start

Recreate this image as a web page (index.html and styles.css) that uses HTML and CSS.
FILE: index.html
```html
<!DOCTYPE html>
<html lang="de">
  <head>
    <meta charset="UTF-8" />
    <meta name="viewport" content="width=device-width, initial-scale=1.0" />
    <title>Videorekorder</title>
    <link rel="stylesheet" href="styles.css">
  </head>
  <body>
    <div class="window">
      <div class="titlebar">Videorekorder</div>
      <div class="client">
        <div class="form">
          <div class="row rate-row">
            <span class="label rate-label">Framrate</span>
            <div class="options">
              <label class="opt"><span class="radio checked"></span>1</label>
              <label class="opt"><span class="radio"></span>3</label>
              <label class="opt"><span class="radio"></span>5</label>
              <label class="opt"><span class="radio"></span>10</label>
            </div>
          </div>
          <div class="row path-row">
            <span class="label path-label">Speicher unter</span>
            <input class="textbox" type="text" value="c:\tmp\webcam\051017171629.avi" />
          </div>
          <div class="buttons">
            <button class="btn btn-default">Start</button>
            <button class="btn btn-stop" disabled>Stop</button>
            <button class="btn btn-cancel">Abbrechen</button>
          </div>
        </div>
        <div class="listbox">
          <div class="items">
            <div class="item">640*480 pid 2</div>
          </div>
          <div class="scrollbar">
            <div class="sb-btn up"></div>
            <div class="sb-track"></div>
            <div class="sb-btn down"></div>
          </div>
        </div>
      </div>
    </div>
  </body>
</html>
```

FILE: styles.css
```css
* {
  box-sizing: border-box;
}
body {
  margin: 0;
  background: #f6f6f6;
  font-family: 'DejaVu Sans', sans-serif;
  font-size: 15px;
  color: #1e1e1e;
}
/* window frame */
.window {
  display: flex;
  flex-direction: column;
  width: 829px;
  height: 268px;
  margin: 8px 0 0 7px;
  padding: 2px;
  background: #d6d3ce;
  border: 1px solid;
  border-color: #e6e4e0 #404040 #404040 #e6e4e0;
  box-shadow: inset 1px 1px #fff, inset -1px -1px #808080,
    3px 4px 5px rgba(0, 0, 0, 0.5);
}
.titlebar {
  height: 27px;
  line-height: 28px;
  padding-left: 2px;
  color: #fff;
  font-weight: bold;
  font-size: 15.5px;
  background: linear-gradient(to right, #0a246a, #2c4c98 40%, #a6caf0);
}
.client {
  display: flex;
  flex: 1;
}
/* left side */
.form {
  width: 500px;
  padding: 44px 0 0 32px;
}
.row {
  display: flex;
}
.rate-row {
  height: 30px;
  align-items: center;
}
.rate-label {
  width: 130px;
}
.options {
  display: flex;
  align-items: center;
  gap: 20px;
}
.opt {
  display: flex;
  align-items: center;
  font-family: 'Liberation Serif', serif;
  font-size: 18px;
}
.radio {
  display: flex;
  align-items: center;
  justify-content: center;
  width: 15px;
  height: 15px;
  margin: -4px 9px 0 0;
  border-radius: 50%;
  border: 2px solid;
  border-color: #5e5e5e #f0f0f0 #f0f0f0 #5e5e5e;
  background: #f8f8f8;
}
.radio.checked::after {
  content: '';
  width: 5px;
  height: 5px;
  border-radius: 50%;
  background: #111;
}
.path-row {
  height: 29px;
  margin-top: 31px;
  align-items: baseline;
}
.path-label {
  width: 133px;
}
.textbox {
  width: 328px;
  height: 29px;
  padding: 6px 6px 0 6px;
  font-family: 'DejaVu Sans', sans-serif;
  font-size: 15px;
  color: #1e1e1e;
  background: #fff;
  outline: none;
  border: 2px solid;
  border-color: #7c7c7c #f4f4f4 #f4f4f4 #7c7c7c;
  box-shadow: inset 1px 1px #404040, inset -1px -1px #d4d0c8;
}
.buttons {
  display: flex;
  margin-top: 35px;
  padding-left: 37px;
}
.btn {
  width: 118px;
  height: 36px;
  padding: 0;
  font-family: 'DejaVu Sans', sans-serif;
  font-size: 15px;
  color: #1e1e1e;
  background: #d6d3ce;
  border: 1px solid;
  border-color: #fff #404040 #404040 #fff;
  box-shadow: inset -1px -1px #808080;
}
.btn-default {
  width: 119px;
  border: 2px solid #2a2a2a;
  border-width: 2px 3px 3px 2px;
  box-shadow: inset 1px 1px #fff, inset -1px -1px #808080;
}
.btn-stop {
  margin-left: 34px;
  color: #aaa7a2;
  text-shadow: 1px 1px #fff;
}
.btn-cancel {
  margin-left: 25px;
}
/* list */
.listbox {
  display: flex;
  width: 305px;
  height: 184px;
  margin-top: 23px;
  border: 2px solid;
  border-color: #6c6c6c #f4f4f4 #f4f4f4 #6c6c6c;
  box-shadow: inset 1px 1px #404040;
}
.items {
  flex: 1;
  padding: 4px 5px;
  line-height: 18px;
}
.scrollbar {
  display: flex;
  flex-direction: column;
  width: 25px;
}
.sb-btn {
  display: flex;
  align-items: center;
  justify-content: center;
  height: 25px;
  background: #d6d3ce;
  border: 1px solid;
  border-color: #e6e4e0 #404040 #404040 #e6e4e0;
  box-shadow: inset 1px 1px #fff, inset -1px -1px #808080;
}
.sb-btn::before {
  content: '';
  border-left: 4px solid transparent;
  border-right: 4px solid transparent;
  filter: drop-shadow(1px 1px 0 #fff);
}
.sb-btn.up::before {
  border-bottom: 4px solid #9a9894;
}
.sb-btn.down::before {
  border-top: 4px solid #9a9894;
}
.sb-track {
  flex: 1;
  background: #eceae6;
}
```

end
start

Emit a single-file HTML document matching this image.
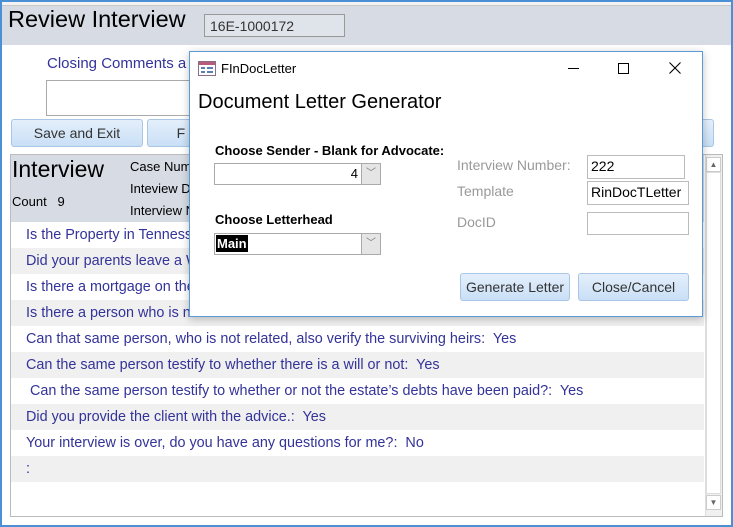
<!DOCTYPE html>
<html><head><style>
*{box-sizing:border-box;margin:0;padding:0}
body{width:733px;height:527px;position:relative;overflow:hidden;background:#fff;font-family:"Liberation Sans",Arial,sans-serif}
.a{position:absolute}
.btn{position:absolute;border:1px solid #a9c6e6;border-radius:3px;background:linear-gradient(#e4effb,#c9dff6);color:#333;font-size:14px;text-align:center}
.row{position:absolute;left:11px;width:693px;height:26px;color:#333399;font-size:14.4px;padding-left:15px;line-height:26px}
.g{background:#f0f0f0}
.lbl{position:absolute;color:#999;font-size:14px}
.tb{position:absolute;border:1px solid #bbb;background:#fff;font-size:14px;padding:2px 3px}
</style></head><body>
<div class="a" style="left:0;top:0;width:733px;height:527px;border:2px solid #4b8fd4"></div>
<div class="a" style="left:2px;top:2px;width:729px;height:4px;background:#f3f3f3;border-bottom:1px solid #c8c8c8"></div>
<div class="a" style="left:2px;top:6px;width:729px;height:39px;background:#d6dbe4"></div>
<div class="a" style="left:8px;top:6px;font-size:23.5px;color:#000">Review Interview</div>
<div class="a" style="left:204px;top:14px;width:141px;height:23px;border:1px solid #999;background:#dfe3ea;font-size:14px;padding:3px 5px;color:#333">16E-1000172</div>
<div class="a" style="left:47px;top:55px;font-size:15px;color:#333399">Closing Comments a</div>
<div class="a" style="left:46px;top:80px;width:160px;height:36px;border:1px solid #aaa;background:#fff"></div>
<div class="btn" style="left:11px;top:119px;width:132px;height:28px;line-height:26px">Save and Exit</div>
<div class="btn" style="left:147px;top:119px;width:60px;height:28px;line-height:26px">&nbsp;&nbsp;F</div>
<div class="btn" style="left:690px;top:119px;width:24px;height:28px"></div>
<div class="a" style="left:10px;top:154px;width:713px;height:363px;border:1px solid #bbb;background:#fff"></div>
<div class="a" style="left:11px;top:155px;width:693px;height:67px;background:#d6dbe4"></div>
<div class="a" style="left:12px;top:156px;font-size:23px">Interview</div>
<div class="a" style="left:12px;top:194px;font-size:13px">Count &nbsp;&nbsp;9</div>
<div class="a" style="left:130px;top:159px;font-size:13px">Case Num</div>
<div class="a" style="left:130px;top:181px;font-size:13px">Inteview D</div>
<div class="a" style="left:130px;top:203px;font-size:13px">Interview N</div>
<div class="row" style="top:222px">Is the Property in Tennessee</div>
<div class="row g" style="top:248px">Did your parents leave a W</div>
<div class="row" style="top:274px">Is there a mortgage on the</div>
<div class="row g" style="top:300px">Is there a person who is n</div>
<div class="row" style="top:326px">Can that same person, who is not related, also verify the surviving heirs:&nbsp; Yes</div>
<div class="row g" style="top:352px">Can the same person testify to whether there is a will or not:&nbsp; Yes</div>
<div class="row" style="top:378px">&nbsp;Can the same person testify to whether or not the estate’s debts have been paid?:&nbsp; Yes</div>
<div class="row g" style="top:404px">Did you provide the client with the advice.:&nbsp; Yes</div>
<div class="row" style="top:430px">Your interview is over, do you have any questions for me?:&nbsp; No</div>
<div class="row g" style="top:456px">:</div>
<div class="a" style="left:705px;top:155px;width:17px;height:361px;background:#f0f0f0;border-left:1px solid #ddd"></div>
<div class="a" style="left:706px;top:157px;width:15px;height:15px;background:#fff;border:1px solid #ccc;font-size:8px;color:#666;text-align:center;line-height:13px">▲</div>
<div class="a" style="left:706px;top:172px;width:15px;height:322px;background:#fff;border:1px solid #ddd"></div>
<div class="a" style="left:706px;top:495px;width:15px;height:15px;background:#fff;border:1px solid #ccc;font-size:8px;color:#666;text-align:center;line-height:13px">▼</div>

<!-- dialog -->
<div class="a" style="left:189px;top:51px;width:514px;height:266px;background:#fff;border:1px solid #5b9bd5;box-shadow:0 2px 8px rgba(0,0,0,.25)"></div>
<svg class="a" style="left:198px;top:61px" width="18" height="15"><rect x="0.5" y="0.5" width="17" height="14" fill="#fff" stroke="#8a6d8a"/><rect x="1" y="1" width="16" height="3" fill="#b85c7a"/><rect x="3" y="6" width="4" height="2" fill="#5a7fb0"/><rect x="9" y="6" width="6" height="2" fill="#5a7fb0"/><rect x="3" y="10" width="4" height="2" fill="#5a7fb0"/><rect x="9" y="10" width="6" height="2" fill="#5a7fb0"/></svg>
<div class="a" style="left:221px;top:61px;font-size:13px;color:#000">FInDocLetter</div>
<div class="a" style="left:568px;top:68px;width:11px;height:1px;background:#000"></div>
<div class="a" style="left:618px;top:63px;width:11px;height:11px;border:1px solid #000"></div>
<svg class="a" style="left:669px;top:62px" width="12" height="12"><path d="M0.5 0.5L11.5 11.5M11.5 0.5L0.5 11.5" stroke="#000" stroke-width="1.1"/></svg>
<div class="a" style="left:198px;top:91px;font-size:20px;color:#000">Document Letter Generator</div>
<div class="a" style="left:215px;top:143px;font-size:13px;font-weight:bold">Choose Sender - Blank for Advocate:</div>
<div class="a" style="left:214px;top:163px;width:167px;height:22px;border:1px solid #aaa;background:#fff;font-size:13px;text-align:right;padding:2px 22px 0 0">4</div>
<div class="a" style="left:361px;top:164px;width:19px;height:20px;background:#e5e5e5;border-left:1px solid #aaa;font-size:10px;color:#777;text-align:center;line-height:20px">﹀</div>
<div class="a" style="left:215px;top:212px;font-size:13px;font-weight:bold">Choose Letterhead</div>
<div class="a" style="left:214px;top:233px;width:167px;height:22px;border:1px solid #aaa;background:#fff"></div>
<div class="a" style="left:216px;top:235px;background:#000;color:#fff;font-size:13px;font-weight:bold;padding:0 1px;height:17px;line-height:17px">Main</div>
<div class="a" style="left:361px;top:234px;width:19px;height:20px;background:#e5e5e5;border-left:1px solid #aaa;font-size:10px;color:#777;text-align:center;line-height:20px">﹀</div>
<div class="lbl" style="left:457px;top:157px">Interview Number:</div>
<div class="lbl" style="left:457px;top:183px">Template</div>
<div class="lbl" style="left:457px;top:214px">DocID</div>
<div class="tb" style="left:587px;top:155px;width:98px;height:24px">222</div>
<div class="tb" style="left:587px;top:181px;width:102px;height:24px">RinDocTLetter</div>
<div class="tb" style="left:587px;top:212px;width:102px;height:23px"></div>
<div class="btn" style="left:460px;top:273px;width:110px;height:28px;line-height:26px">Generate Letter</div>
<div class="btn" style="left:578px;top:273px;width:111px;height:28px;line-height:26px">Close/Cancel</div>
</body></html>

end

Exercise task
Lines containing the word "styles" must all be returned from the material above.

The solution
Recreate this image as a web page (index.html and styles.css) that uses HTML and CSS.
    <link rel="stylesheet" href="styles.css">
FILE: styles.css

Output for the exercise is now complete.